Alain Juillet (photo DR) participera au débat «Le défi terroriste, quelle coopération à l'échelle du territoire ?» vendredi 9 octobre de 17 heures à 18h30 au centre de conférences du stade de l'Amitié de Libreville. Inscription gratuite.

«Le terrorisme apparaît dans des Etats dont les structures gouvernementales ne fonctionnent pas ou mal. Pourtant, la complexité et la diversité des situations ne permettent pas de créer un modèle explicatif fiable. Certains voient son origine dans la situation politique, d’autres dans la dégradation des activités socio-économiques, certains enfin dans la pauvreté. Pour être complet, il faut ajouter qu’il peut être ethnique, criminel, politique, idéologique ou religieux.

«Un Etat qui ne contrôle plus ses frontières et son territoire peut devenir un sanctuaire pour des groupes criminels, un espace de transit des trafics ou une base arrière d’organisations terroristes. Nous en avons la démonstration au Sahel où ces groupes circulent de la Mauritanie au Soudan en s’appuyant sur une base arrière au Fezzan, dans le sud libyen, et un armement récupéré localement.

«En Afrique subsaharienne les organisations criminelles s’imposent comme les principaux acteurs dans les zones qu’elles contrôlent. Les mouvements de personnes (migration, circulation) sont contrôlés et les produits licites ou illicites (cigarettes, drogues, armes) sont taxés et font l’objet de troc. S’y ajoutent les financements illicites et des pratiques de blanchiment sans oublier les échanges avec d’autres groupes terroristes ou criminels.

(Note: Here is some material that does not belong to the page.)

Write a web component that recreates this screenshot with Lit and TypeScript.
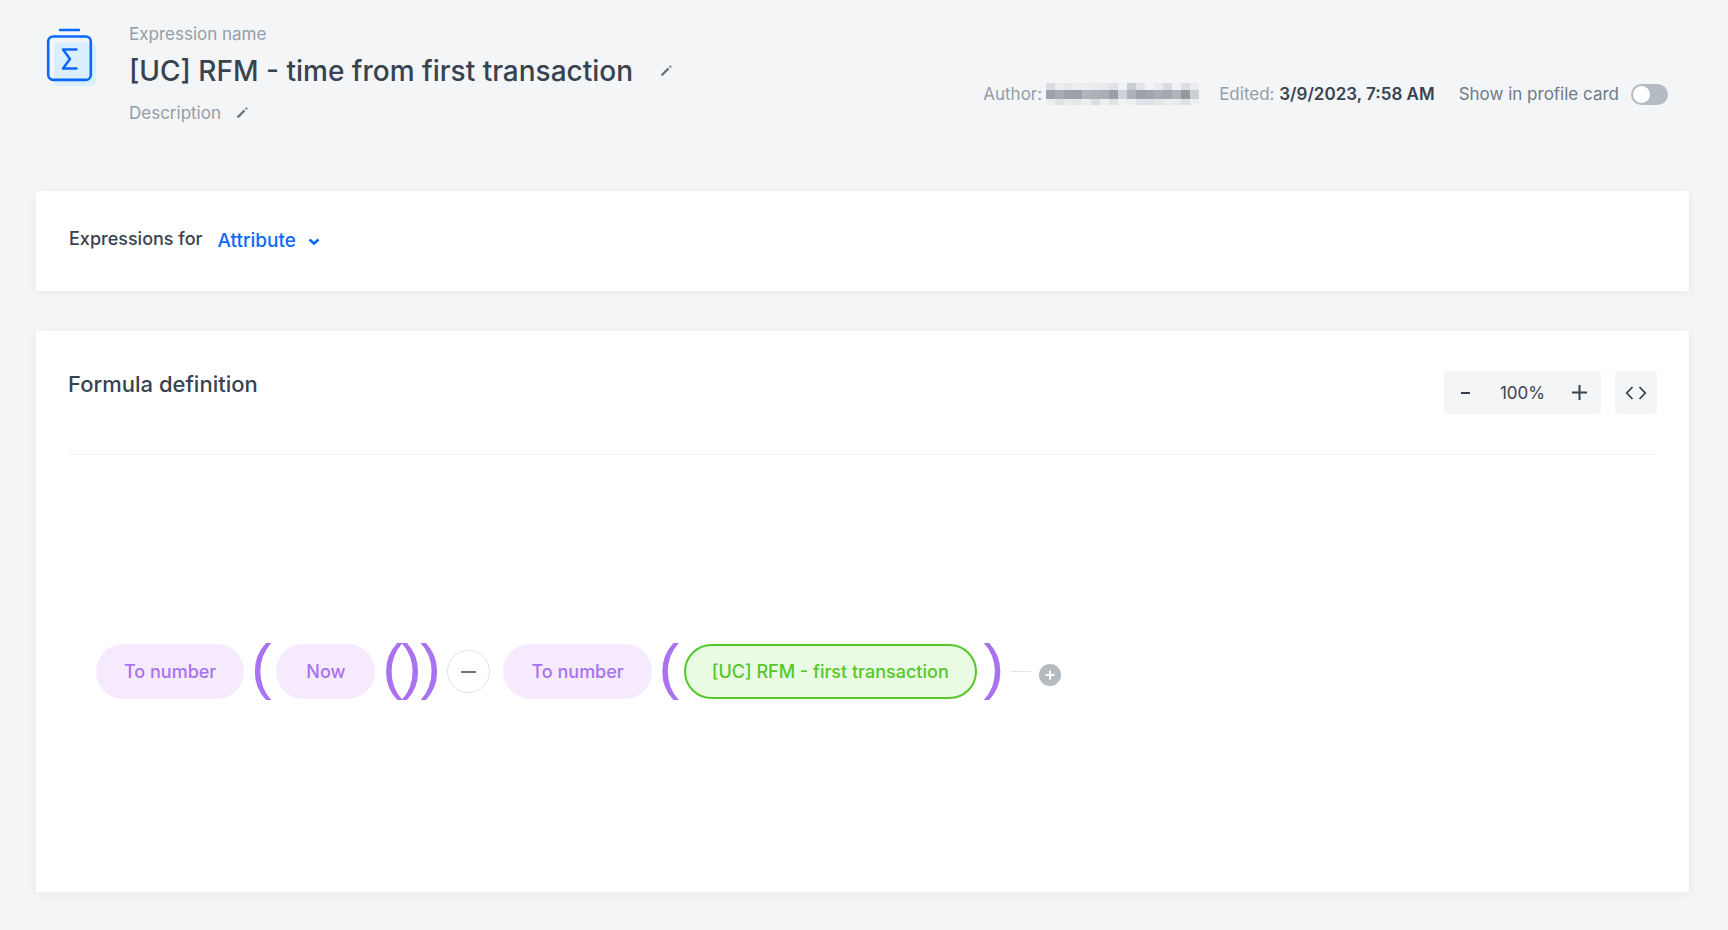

«Le défi terroriste est énorme. Dans un pays qui le subit, il faut assurer la stabilité de la gouvernance pour permettre la sécurité et la relance du développement. La prévention du terrorisme repose sur une action politique, économique et sociale pour satisfaire les besoins essentiels et les revendications légitimes. Mais ceci exige du temps et des moyens financiers.

«Les problèmes de terrorisme ne peuvent être traités exclusivement au niveau national. Ils impliquent une coopération internationale commençant par les pays limitrophes. Les Etats, les organisations sous-régionales et l’Union africaine sont là pour répondre. Ils ne doivent pas hésiter à se faire aider dans tous les domaines car leur réussite aura un impact international. La mise en place, depuis 2013, d’une stratégie régionale contre la piraterie par les communautés économiques des Etats de l’Afrique de l’ouest et de l’Afrique centrale ou la coalition régionale contre Boko Haram, montrent que c’est possible. Mais ceci implique des efforts budgétaires importants pour réformer les systèmes de sécurité et développer des forces africaines de maintien de la paix.

«La croissance des organisations terroristes devenant un problème majeur pour les autorités africaines, il faut se coaliser dans l’urgence. Mais l’efficacité dans la durée passera par une dynamique de standardisation des méthodes et des outils. Face au défi terroriste que l’Afrique doit gagner, il faut surtout du volontarisme et une mobilisation des compétences.»